### [EXERCISE DIRECTIONS]
Copy out every line containing the word "drawn".

-- START ITEMS --

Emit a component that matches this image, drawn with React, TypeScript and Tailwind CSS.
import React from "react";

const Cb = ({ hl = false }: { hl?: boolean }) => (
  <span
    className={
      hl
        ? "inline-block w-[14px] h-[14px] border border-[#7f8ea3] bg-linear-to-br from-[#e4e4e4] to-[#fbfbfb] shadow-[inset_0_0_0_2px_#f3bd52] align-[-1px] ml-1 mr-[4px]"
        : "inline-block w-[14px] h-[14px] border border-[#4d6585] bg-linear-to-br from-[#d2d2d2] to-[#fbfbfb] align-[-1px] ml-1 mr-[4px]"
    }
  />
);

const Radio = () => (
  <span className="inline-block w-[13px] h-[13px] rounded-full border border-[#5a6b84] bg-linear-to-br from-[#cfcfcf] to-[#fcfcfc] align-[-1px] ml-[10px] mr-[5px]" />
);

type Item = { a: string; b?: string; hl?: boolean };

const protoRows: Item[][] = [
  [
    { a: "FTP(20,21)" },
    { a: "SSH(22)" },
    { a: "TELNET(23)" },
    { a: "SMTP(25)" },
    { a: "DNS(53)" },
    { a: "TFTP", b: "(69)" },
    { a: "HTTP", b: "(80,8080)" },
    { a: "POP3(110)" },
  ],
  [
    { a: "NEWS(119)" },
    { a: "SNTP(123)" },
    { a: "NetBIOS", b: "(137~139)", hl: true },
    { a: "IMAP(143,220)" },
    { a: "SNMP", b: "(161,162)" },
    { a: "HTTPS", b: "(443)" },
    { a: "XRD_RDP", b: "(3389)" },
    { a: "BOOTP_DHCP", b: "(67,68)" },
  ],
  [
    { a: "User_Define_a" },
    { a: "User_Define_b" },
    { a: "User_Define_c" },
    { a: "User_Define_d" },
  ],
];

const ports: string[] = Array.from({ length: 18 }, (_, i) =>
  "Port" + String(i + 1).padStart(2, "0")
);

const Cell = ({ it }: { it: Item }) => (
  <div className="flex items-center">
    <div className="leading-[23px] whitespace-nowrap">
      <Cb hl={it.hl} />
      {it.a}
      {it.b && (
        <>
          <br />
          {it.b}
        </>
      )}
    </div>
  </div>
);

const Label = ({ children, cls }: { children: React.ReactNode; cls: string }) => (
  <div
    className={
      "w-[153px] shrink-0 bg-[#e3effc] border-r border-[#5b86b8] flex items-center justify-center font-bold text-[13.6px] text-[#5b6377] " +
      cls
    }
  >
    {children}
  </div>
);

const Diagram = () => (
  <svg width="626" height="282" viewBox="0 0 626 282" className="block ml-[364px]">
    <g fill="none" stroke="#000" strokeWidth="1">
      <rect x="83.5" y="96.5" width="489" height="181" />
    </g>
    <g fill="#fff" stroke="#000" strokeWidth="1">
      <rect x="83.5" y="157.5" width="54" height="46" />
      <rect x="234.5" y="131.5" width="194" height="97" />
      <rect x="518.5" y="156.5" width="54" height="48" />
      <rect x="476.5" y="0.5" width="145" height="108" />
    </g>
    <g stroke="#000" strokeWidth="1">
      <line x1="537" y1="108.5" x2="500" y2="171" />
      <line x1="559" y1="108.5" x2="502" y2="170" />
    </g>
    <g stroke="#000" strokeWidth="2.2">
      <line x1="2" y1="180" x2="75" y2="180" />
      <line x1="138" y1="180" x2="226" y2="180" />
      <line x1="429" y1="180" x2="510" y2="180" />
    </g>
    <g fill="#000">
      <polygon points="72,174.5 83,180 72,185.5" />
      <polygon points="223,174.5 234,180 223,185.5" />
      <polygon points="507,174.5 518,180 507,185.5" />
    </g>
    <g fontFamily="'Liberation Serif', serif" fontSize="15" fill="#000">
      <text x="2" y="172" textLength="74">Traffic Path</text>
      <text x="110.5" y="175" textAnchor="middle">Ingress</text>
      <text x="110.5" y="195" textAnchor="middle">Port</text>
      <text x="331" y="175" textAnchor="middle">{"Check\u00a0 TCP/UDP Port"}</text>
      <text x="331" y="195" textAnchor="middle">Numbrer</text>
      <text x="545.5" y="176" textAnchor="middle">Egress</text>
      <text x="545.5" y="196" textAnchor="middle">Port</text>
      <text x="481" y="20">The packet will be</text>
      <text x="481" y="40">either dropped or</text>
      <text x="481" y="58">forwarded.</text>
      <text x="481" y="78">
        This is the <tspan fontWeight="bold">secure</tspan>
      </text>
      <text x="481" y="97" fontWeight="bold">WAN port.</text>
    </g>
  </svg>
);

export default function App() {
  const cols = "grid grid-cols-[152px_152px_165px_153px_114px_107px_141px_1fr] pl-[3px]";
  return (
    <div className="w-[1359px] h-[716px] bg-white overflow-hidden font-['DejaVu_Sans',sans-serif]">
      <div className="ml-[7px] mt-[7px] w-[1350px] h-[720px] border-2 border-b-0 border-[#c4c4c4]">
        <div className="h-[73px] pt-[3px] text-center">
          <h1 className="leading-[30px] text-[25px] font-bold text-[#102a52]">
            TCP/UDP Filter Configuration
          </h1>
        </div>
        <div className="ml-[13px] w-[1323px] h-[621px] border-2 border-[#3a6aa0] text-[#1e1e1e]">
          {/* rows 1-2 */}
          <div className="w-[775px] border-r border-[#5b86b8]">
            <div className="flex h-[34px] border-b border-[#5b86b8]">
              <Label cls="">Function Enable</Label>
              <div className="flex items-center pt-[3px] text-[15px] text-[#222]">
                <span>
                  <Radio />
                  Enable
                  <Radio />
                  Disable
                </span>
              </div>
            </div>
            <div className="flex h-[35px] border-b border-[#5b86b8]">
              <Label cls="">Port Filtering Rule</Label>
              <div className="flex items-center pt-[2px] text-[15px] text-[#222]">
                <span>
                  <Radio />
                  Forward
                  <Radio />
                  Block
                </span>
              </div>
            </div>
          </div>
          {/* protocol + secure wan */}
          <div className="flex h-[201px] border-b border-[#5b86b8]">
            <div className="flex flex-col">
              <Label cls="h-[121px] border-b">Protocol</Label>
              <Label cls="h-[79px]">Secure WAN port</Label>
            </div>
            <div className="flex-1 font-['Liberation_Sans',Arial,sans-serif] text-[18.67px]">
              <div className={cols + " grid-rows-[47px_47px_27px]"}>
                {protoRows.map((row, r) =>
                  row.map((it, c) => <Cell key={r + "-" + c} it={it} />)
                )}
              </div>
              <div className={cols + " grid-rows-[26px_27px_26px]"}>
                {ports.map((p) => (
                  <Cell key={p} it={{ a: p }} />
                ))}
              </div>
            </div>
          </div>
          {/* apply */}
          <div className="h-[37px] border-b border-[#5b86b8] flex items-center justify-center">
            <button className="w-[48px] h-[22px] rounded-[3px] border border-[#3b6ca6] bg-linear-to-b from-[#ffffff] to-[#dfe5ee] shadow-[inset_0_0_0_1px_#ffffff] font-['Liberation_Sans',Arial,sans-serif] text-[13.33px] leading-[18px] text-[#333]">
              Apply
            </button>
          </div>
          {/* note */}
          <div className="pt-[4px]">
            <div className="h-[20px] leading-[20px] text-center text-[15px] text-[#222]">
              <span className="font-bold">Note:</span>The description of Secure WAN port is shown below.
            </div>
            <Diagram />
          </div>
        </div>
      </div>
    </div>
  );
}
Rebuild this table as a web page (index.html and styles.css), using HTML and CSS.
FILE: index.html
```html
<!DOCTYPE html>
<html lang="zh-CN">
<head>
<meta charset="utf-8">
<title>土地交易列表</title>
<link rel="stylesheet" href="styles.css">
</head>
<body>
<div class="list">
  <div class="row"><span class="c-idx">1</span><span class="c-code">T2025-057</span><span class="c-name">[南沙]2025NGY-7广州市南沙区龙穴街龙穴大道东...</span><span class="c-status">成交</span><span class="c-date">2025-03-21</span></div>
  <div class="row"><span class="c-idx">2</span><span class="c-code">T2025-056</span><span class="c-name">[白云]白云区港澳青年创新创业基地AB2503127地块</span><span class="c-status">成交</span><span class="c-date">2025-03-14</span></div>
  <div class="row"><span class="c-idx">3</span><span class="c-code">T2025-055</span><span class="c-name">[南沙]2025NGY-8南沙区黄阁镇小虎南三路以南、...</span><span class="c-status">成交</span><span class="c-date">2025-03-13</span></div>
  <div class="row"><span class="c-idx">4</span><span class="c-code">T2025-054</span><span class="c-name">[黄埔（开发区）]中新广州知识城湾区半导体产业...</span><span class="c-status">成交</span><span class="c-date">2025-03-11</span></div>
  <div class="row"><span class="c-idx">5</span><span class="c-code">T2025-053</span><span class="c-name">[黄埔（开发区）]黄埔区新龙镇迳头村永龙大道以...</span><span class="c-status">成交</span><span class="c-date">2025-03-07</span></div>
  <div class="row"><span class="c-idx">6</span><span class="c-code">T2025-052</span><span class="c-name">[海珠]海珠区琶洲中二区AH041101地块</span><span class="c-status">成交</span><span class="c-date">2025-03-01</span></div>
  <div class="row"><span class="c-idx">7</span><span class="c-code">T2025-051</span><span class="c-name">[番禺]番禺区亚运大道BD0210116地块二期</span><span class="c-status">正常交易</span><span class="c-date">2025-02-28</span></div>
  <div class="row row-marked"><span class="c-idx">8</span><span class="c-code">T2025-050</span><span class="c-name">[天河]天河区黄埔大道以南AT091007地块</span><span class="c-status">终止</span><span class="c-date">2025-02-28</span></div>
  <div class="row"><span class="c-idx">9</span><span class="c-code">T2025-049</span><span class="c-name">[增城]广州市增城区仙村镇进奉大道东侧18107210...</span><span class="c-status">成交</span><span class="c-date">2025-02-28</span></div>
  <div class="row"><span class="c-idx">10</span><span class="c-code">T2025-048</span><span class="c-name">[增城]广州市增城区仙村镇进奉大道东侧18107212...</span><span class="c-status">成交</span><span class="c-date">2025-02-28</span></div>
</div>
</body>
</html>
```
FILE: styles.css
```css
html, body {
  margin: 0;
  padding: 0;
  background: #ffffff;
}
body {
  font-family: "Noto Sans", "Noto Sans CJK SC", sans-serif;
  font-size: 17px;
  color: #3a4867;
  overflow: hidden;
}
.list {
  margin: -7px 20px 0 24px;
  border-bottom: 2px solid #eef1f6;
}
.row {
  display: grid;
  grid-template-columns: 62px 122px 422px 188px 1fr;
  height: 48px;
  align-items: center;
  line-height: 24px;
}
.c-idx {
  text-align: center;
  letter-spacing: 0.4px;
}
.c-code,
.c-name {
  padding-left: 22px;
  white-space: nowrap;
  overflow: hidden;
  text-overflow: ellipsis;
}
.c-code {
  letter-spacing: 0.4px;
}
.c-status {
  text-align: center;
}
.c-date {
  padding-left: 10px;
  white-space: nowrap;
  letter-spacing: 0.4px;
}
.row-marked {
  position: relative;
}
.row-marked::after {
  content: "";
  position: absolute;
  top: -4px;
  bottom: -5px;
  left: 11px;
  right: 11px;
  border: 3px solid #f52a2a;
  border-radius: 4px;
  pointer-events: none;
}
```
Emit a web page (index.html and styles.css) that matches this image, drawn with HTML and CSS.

-- END ITEMS --

### [RESPONSE]
Emit a component that matches this image, drawn with React, TypeScript and Tailwind CSS.
Emit a web page (index.html and styles.css) that matches this image, drawn with HTML and CSS.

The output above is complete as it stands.